The unknown person arrives and leads us in through 200north and then to a padlocked door nearly falling out of it's casing. 

"All these barrels go"

The story on the buttons is this: on the other side of the wall in the courtyard between the "shoppes" sits a memorial to 'The Holocaust" there are a dozen or more six-sided glass enclosures filled with buttons.

 Each button represents a Jewish victim of 'The Holocaust' (actually I'm not sure if they're including the non-Jew holocaust victims but seeing as those  non-Jews included Christians and we'd have to assume some non-affiliated altogether -  then being that religions are so prickly about symbols being attached and etc. I'd have to say that the 6 sided cylindrical containers are Jew-only Representative buttons)




The buttons we are in charge of are 'extra' victims/buttons or perhaps simply surplus.


 Or stand-ins, although, I'm not sure of the purpose of, well, do buttons go bad? Given the context and the symbolism of these buttons  - what I mean is here in this cluttered storage area these are just dirty surplus buttons but literally 15ft away 'these' buttons are a solemn sacred you know...- well, imagine their horror if me and Jr (who happens to be of German heritage to boot) were out in the courtyard sucking the buttons/representative symbols of holocaust victims ( I mean you'd think Or I would think that out there I'd feel it necessary to gently lift one button at a time ,carefully cover it with a tiny button blanket,after performing the Taharah.You know, in case anyone was watching.

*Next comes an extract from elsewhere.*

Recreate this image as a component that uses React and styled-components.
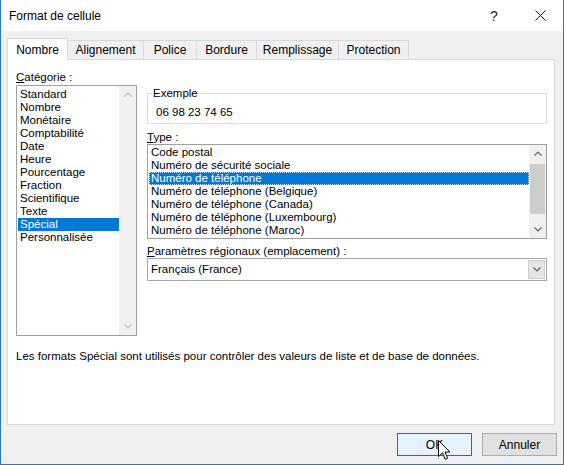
import React from 'react';
import styled, { createGlobalStyle } from 'styled-components';

const FONT = '"Liberation Sans", Arial, sans-serif';
const TEXT_SIZE = '11.5px';
const ACCENT = '#0078d7';
const WINDOW_BLUE = '#2b79c2';

const CATEGORIES = [
  'Standard',
  'Nombre',
  'Monétaire',
  'Comptabilité',
  'Date',
  'Heure',
  'Pourcentage',
  'Fraction',
  'Scientifique',
  'Texte',
  'Spécial',
  'Personnalisée',
];

const TYPES = [
  'Code postal',
  'Numéro de sécurité sociale',
  'Numéro de téléphone',
  'Numéro de téléphone (Belgique)',
  'Numéro de téléphone (Canada)',
  'Numéro de téléphone (Luxembourg)',
  'Numéro de téléphone (Maroc)',
];

const TABS = [
  { label: 'Nombre', width: 61 },
  { label: 'Alignement', width: 77 },
  { label: 'Police', width: 54 },
  { label: 'Bordure', width: 61 },
  { label: 'Remplissage', width: 83 },
  { label: 'Protection', width: 71 },
];

const GlobalStyle = createGlobalStyle`
  html, body {
    margin: 0;
    padding: 0;
    background: #fff;
  }
  body {
    font-family: ${FONT};
    font-size: ${TEXT_SIZE};
    color: #000;
  }
  * {
    box-sizing: border-box;
  }
`;

function Chevron({ direction = 'down', color = '#606060' }) {
  const points = direction === 'up' ? '0.5,4.5 4,1 7.5,4.5' : '0.5,0.5 4,4 7.5,0.5';
  return (
    <svg width="8" height="5" viewBox="0 0 8 5">
      <polyline points={points} fill="none" stroke={color} strokeWidth="1.1" />
    </svg>
  );
}

function ScrollBar({ disabled, thumb }) {
  const color = disabled ? '#c2c2c2' : '#606060';
  return (
    <ScrollTrack>
      <ScrollArrow>
        <Chevron direction="up" color={color} />
      </ScrollArrow>
      <ScrollMiddle>{thumb && <ScrollThumb $top={thumb.top} $height={thumb.height} />}</ScrollMiddle>
      <ScrollArrow>
        <Chevron direction="down" color={color} />
      </ScrollArrow>
    </ScrollTrack>
  );
}

export default function App() {
  return (
    <>
      <GlobalStyle />
      <Window>
        <TitleBar>
          <Title>Format de cellule</Title>
          <TitleButton>?</TitleButton>
          <TitleButton>
            <svg width="11" height="11" viewBox="0 0 11 11">
              <path d="M0.5 0.5 L10.5 10.5 M10.5 0.5 L0.5 10.5" stroke="#111" strokeWidth="1" />
            </svg>
          </TitleButton>
        </TitleBar>

        <Body>
          <TabRow>
            {TABS.map((tab, i) => (
              <Tab key={tab.label} $width={tab.width} $active={i === 0}>
                {tab.label}
              </Tab>
            ))}
          </TabRow>

          <Panel>
            <Columns>
              <Column>
                <Label>
                  <AccessKey>C</AccessKey>atégorie :
                </Label>
                <ListBox $height={251} $gap={1}>
                  <ListItems $pad={2}>
                    {CATEGORIES.map((c) => (
                      <ListItem key={c} $selected={c === 'Spécial'}>
                        {c}
                      </ListItem>
                    ))}
                  </ListItems>
                  <ScrollBar disabled />
                </ListBox>
              </Column>

              <RightColumn>
                <GroupBox>
                  <GroupLegend>Exemple</GroupLegend>
                  <SampleValue>06 98 23 74 65</SampleValue>
                </GroupBox>

                <Label $top={6}>
                  <AccessKey>T</AccessKey>ype :
                </Label>
                <ListBox $height={95}>
                  <ListItems $pad={1}>
                    {TYPES.map((t) => (
                      <ListItem key={t} $selected={t === 'Numéro de téléphone'} $focused={t === 'Numéro de téléphone'}>
                        {t}
                      </ListItem>
                    ))}
                  </ListItems>
                  <ScrollBar thumb={{ top: 2, height: 50 }} />
                </ListBox>

                <Label $top={5}>
                  <AccessKey>P</AccessKey>aramètres régionaux (emplacement) :
                </Label>
                <ComboBox>
                  <ComboText>Français (France)</ComboText>
                  <ComboButton>
                    <Chevron direction="down" />
                  </ComboButton>
                </ComboBox>
              </RightColumn>
            </Columns>

            <Description>
              Les formats Spécial sont utilisés pour contrôler des valeurs de liste et de base de données.
            </Description>
          </Panel>

          <Footer>
            <DialogButton $primary>OK</DialogButton>
            <DialogButton>Annuler</DialogButton>
          </Footer>
        </Body>

        <Cursor width="13" height="21" viewBox="0 0 13 21">
          <path
            d="M0.5 0.5 L0.5 16.5 L4.5 12.8 L7.2 19.3 L9.6 18.3 L7 12 L12 12 Z"
            fill="#fff"
            stroke="#000"
            strokeWidth="1"
            strokeLinejoin="miter"
          />
        </Cursor>
      </Window>
    </>
  );
}

const Window = styled.div`
  position: relative;
  width: 564px;
  height: 465px;
  display: flex;
  flex-direction: column;
  background: #f0f0f0;
  border: 1px solid ${WINDOW_BLUE};
  border-top: none;
  overflow: hidden;
`;

const TitleBar = styled.div`
  height: 31px;
  flex-shrink: 0;
  display: flex;
  align-items: center;
  background: #fff;
  padding-left: 8px;
`;

const Title = styled.div`
  flex: 1;
  font-size: 12px;
  color: #000;
`;

const TitleButton = styled.div`
  width: 46px;
  height: 31px;
  display: flex;
  align-items: center;
  justify-content: center;
  font-size: 14px;
  color: #222;
`;

const Body = styled.div`
  flex: 1;
  display: flex;
  flex-direction: column;
  padding: 7px 6px 8px 6px;
`;

const TabRow = styled.div`
  height: 22px;
  display: flex;
  align-items: flex-end;
`;

const Tab = styled.div`
  position: relative;
  z-index: ${(p) => (p.$active ? 2 : 1)};
  width: ${(p) => p.$width}px;
  height: ${(p) => (p.$active ? 22 : 19)}px;
  margin-bottom: ${(p) => (p.$active ? 0 : 1)}px;
  margin-left: -1px;
  padding-top: ${(p) => (p.$active ? 4 : 2)}px;
  border: 1px solid #d9d9d9;
  border-bottom: none;
  background: ${(p) => (p.$active ? '#fff' : '#f0f0f0')};
  text-align: center;
  line-height: 14px;
  font-size: 12px;

  &:first-child {
    margin-left: 0;
  }
`;

const Panel = styled.div`
  flex: 1;
  margin: -1px 2px 0 0;
  background: #fff;
  border: 1px solid #d9d9d9;
  padding: 10px 0 0 8px;
  display: flex;
  flex-direction: column;
`;

const Columns = styled.div`
  display: grid;
  grid-template-columns: 121px 400px;
  column-gap: 10px;
`;

const Column = styled.div`
  display: flex;
  flex-direction: column;
`;

const RightColumn = styled(Column)`
  padding-top: 16px;
`;

const Label = styled.div`
  margin-top: ${(p) => p.$top || 0}px;
  line-height: 14px;
`;

const AccessKey = styled.span`
  text-decoration: underline;
`;

const ListBox = styled.div`
  height: ${(p) => p.$height}px;
  margin-top: ${(p) => p.$gap || 0}px;
  display: flex;
  border: 1px solid #a0a0a0;
  background: #fff;
`;

const ListItems = styled.div`
  flex: 1;
  min-width: 0;
  padding-top: ${(p) => p.$pad}px;
  display: flex;
  flex-direction: column;
`;

const ListItem = styled.div`
  height: 13px;
  line-height: 13px;
  margin-left: 1px;
  padding-left: 2px;
  white-space: nowrap;
  background: ${(p) => (p.$selected ? ACCENT : 'transparent')};
  color: ${(p) => (p.$selected ? '#fff' : '#000')};
  outline: ${(p) => (p.$focused ? '1px dotted rgba(255, 255, 255, 0.75)' : 'none')};
  outline-offset: -1px;
`;

const ScrollTrack = styled.div`
  width: 17px;
  flex-shrink: 0;
  display: flex;
  flex-direction: column;
  background: #f0f0f0;
`;

const ScrollArrow = styled.div`
  height: 17px;
  display: flex;
  align-items: center;
  justify-content: center;
`;

const ScrollMiddle = styled.div`
  flex: 1;
  padding: 0 1px;
`;

const ScrollThumb = styled.div`
  margin-top: ${(p) => p.$top}px;
  height: ${(p) => p.$height}px;
  background: #cdcdcd;
`;

const GroupBox = styled.fieldset`
  margin: 0;
  min-width: 0;
  padding: 5px 8px 4px;
  border: 1px solid #dcdcdc;
`;

const GroupLegend = styled.legend`
  margin-left: -4px;
  padding: 0 1px;
  line-height: 14px;
`;

const SampleValue = styled.div`
  line-height: 14px;
`;

const ComboBox = styled.div`
  height: 23px;
  display: flex;
  border: 1px solid #a8a8a8;
  background: #fff;
`;

const ComboText = styled.div`
  flex: 1;
  padding-left: 3px;
  line-height: 21px;
`;

const ComboButton = styled.div`
  width: 17px;
  margin: 1px;
  display: flex;
  align-items: center;
  justify-content: center;
  background: #e5e5e5;
  border: 1px solid #cfcfcf;
`;

const Description = styled.div`
  margin-top: 13px;
  line-height: 14px;
`;

const Footer = styled.div`
  display: flex;
  justify-content: flex-end;
  gap: 10px;
  margin-top: 8px;
`;

const DialogButton = styled.button`
  width: 75px;
  height: 23px;
  padding: 0;
  font-family: ${FONT};
  font-size: 12px;
  color: #000;
  background: ${(p) => (p.$primary ? '#e5f1fb' : '#e1e1e1')};
  border: 1px solid ${(p) => (p.$primary ? ACCENT : '#adadad')};
`;

const Cursor = styled.svg`
  position: absolute;
  left: 437px;
  top: 440px;
`;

Jr is manning the shop vac attached barrel with the discharge air blasting his face. He says, after a half hour of button vacuuming, "Man, I got dry throat" I say, "You got Jew throat." and he laughs in a way that made me wish I hadn't said it.



The horror of the button-holocaust-in-reverse continues as we load 'them' on to a truck to transport the buttons to their internment quarters which will be behind an orange roll-up door.

We've also been instructed to remove and "destroy"(actual term used by note writer , Sue, from the Jewish Federation) tens of paint cans and some kind of props to make room for the barrels to be stored.